The organizing and managing of my own businesses has been a wonderful journey, and often quite profitable.

The entrepreneurship “teaching”?

Kind of “hit and miss”.

Entrepreneurship and universities:  An awkward fit

Despite my best intentions, the fit was never a strong one between entrepreneurship – an active way of doing business – and the more passive study of business, as universities are set up to do.

Oh, I write lots of case studies for universities, colleges, and corporate trainers all over the world.

And in years past I got away with teaching an international marketing course primarily through my students creating real international businesses in their 14 weeks in the course. And again, amazing outcomes resulted.  One student team created such a successful business that they had to shut it down to finish their studies – it would take too much of their time.  In the end, the defacto team leader told me that she wanted to get her MBA because she wanted to work in a corporation, not run her own business.

A successful startup business...in an MBA Program marketing course

A successful startup business…in an MBA Program marketing course

 

(Oh the sometimes startling agony in being a teacher:  The most successful online venture from all the teams in all the running of the course and the business gets shut down because it was too successful and not what the student wanted to do!)

In the end, universities are set up to study things, not do things.  And no slight intended: The world needs things studied.  But so does entrepreneurship need a student-centred or “flipped classroom” approach to succeed.
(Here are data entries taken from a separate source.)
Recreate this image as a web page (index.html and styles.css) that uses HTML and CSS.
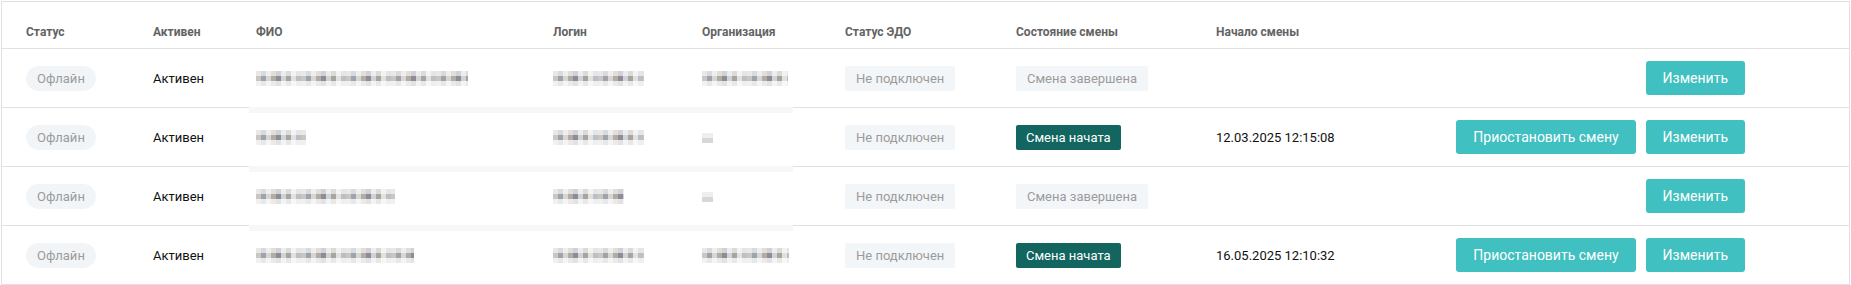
FILE: index.html
```html
<!DOCTYPE html>
<html lang="ru">
<head>
  <meta charset="UTF-8">
  <title>Сотрудники</title>
  <link rel="stylesheet" href="styles.css">
</head>
<body>
  <!-- Employees table -->
  <div class="staff-table">
    <div class="row head">
      <div>Статус</div>
      <div>Активен</div>
      <div>ФИО</div>
      <div>Логин</div>
      <div>Организация</div>
      <div>Статус ЭДО</div>
      <div>Состояние смены</div>
      <div>Начало смены</div>
      <div></div>
    </div>

    <div class="row">
      <div><span class="pill">Офлайн</span></div>
      <div>Активен</div>
      <div><span class="blur" style="width: 212px"></span></div>
      <div><span class="blur" style="width: 91px"></span></div>
      <div><span class="blur" style="width: 86px"></span></div>
      <div><span class="tag">Не подключен</span></div>
      <div><span class="tag">Смена завершена</span></div>
      <div></div>
      <div class="actions">
        <button class="btn">Изменить</button>
      </div>
    </div>

    <div class="row">
      <div><span class="pill">Офлайн</span></div>
      <div>Активен</div>
      <div><span class="blur" style="width: 50px"></span></div>
      <div><span class="blur" style="width: 91px"></span></div>
      <div><span class="blur small" style="width: 11px"></span></div>
      <div><span class="tag">Не подключен</span></div>
      <div><span class="tag started">Смена начата</span></div>
      <div>12.03.2025 12:15:08</div>
      <div class="actions">
        <button class="btn">Приостановить смену</button>
        <button class="btn">Изменить</button>
      </div>
    </div>

    <div class="row">
      <div><span class="pill">Офлайн</span></div>
      <div>Активен</div>
      <div><span class="blur" style="width: 139px"></span></div>
      <div><span class="blur" style="width: 71px"></span></div>
      <div><span class="blur small" style="width: 11px"></span></div>
      <div><span class="tag">Не подключен</span></div>
      <div><span class="tag">Смена завершена</span></div>
      <div></div>
      <div class="actions">
        <button class="btn">Изменить</button>
      </div>
    </div>

    <div class="row">
      <div><span class="pill">Офлайн</span></div>
      <div>Активен</div>
      <div><span class="blur" style="width: 158px"></span></div>
      <div><span class="blur" style="width: 91px"></span></div>
      <div><span class="blur" style="width: 87px"></span></div>
      <div><span class="tag">Не подключен</span></div>
      <div><span class="tag started">Смена начата</span></div>
      <div>16.05.2025 12:10:32</div>
      <div class="actions">
        <button class="btn">Приостановить смену</button>
        <button class="btn">Изменить</button>
      </div>
    </div>
  </div>
</body>
</html>
```

FILE: styles.css
```css
/* General */
body {
  margin: 1px;
  font-family: Roboto, 'Liberation Sans', sans-serif;
  font-size: 13px;
  color: #111;
  background: #fff;
}

/* Table */
.staff-table {
  border: 1px solid #e1e1e1;
  border-bottom: none;
}

.row {
  position: relative;
  display: grid;
  grid-template-columns: 127px 103px 297px 149px 143px 171px 200px 1fr auto;
  align-items: center;
  height: 58px;
  padding: 0 104px 0 24px;
  border-bottom: 1px solid #e1e1e1;
}

/* leftover strip from the masked columns */
.row + .row:not(:nth-child(2))::before {
  content: '';
  position: absolute;
  left: 247px;
  top: -1px;
  width: 544px;
  height: 6px;
  background: #f7f7f7;
}

.row.head {
  height: 47px;
  align-items: end;
  box-sizing: border-box;
  padding-bottom: 9px;
  font-size: 12px;
  font-weight: 700;
  color: #636363;
}

/* Status pill */
.pill {
  display: inline-block;
  height: 25px;
  line-height: 25px;
  padding: 0 11px;
  border-radius: 13px;
  background: #f2f5f8;
  color: #9b9b9b;
}

/* Tags */
.tag {
  display: inline-block;
  height: 25px;
  line-height: 25px;
  padding: 0 11px;
  border-radius: 2px;
  background: #f3f6f9;
  color: #9b9b9b;
}

.tag.started {
  padding: 0 10px;
  background: #12665f;
  color: #fff;
}

/* Masked personal data */
.blur {
  display: inline-block;
  height: 15px;
  vertical-align: middle;
  background:
    linear-gradient(to bottom, rgba(255, 255, 255, 0.6) 0 5px, rgba(255, 255, 255, 0) 5px 10px, rgba(255, 255, 255, 0.75) 10px),
    repeating-linear-gradient(90deg, #c9c6c3 0 5px, #9fa3aa 5px 10px, #d8d6d4 10px 15px, #b3aca5 15px 20px, #8e8d96 20px 25px, #cfd2d6 25px 30px, #a8a4a0 30px 35px, #e2e1df 35px 40px, #bcbfc4 40px 45px);
}

.blur.small {
  height: 10px;
  background: linear-gradient(to bottom, #eeeeee 0 5px, #d7d7d7 5px);
}

/* Buttons */
.actions {
  display: flex;
  justify-content: flex-end;
  gap: 10px;
}

.btn {
  height: 34px;
  padding: 0 17px;
  border: none;
  border-radius: 3px;
  background: #40c0c0;
  color: #fff;
  font-family: Roboto, 'Liberation Sans', sans-serif;
  font-size: 14px;
  cursor: pointer;
}
```
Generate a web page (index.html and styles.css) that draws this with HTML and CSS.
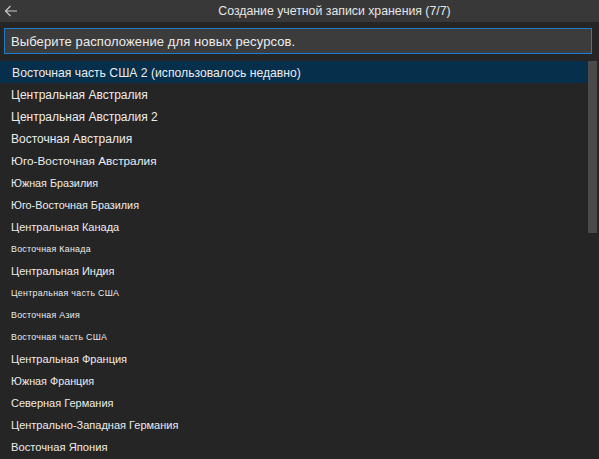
FILE: index.html
```html
<!DOCTYPE html>
<html lang="ru">
<head>
<meta charset="utf-8">
<title>Создание учетной записи хранения</title>
<link rel="stylesheet" href="styles.css">
</head>
<body>
<div class="app">
  <header class="titlebar">
    <button class="back" aria-label="Назад">
      <svg width="14" height="12" viewBox="0 0 14 12"><path d="M13 6H1.5M6.5 1L1.5 6l5 5" fill="none" stroke="#c8c8c8" stroke-width="1.2"/></svg>
    </button>
    <div class="title">Создание учетной записи хранения (7/7)</div>
  </header>
  <div class="inputwrap">
    <div class="input">Выберите расположение для новых ресурсов.</div>
  </div>
  <div class="listwrap">
    <ul class="list">
      <li class="item selected f122">Восточная часть США 2 (использовалось недавно)</li>
      <li class="item f120">Центральная Австралия</li>
      <li class="item f120">Центральная Австралия 2</li>
      <li class="item f120">Восточная Австралия</li>
      <li class="item f118">Юго-Восточная Австралия</li>
      <li class="item f108">Южная Бразилия</li>
      <li class="item f108">Юго-Восточная Бразилия</li>
      <li class="item f110">Центральная Канада</li>
      <li class="item f092 ls">Восточная Канада</li>
      <li class="item f110">Центральная Индия</li>
      <li class="item f096 ls">Центральная часть США</li>
      <li class="item f092 ls">Восточная Азия</li>
      <li class="item f094 ls">Восточная часть США</li>
      <li class="item f110">Центральная Франция</li>
      <li class="item f108">Южная Франция</li>
      <li class="item f110">Северная Германия</li>
      <li class="item f110">Центрально-Западная Германия</li>
      <li class="item f112">Восточная Япония</li>
    </ul>
    <div class="scrollbar"></div>
  </div>
</div>
</body>
</html>
```

FILE: styles.css
```css
* { box-sizing: border-box; }
html, body { margin: 0; padding: 0; }
body {
  background: #252526;
  font-family: "Liberation Sans", Arial, sans-serif;
  color: #e8e8e8;
  width: 599px;
  height: 459px;
  overflow: hidden;
}
.app { display: flex; flex-direction: column; height: 459px; }
.titlebar {
  height: 22px;
  background: #383838;
  display: flex;
  align-items: center;
}
.back {
  background: none;
  border: 0;
  padding: 0;
  margin-left: 3px;
  width: 16px;
  height: 16px;
  display: flex;
  align-items: center;
  justify-content: center;
}
.title {
  flex: 1;
  text-align: center;
  font-size: 12.3px;
  color: #e6e6e6;
  padding-left: 51px;
}
.inputwrap { padding: 6px 7px 0 4px; }
.input {
  height: 26px;
  background: #3c3c3c;
  border: 1px solid #1b7fd1;
  font-size: 13px;
  letter-spacing: 0.1px;
  color: #ececec;
  padding-left: 6px;
  display: flex;
  align-items: center;
}
.listwrap {
  margin-top: 7px;
  position: relative;
  flex: 1;
}
.list { list-style: none; margin: 0; padding: 0; width: 587px; }
.item {
  height: 22px;
  display: flex;
  align-items: center;
  padding-left: 11px;
  padding-top: 2px;
  white-space: nowrap;
  color: #ececec;
}
.item.selected { background: #062f4c; padding-left: 12px; }
.f122 { font-size: 12.2px; }
.f120 { font-size: 12px; }
.f118 { font-size: 11.8px; }
.f112 { font-size: 11.2px; }
.f110 { font-size: 11px; }
.f108 { font-size: 10.8px; }
.f096 { font-size: 9.6px; }
.f094 { font-size: 9.4px; }
.f092 { font-size: 9.2px; }
.ls { font-size: 8.8px; letter-spacing: 0.3px; }
.scrollbar {
  position: absolute;
  left: 588px;
  top: 0;
  width: 9px;
  height: 172px;
  background: #4a4a4a;
}
```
Perhaps not something that hundreds of years of history, process, and tradition, called the university model, is designed to support well.

We need more Lorne Fingarsons and more business incubators

Start-up weekends“, Lorne Fingarson,  business incubators, community support,  and $100 Startup’s Chris Guillebeau and his World Domination Summit entrepreneurial culture creation.

These are events, people, infrastructure, and cultures where entrepreneurship happens and where it can be “taught”.

We need more of these.

Bring it on!

A final note:

Lorne and his wife Pat keep on giving to BCIT.  Inspirational.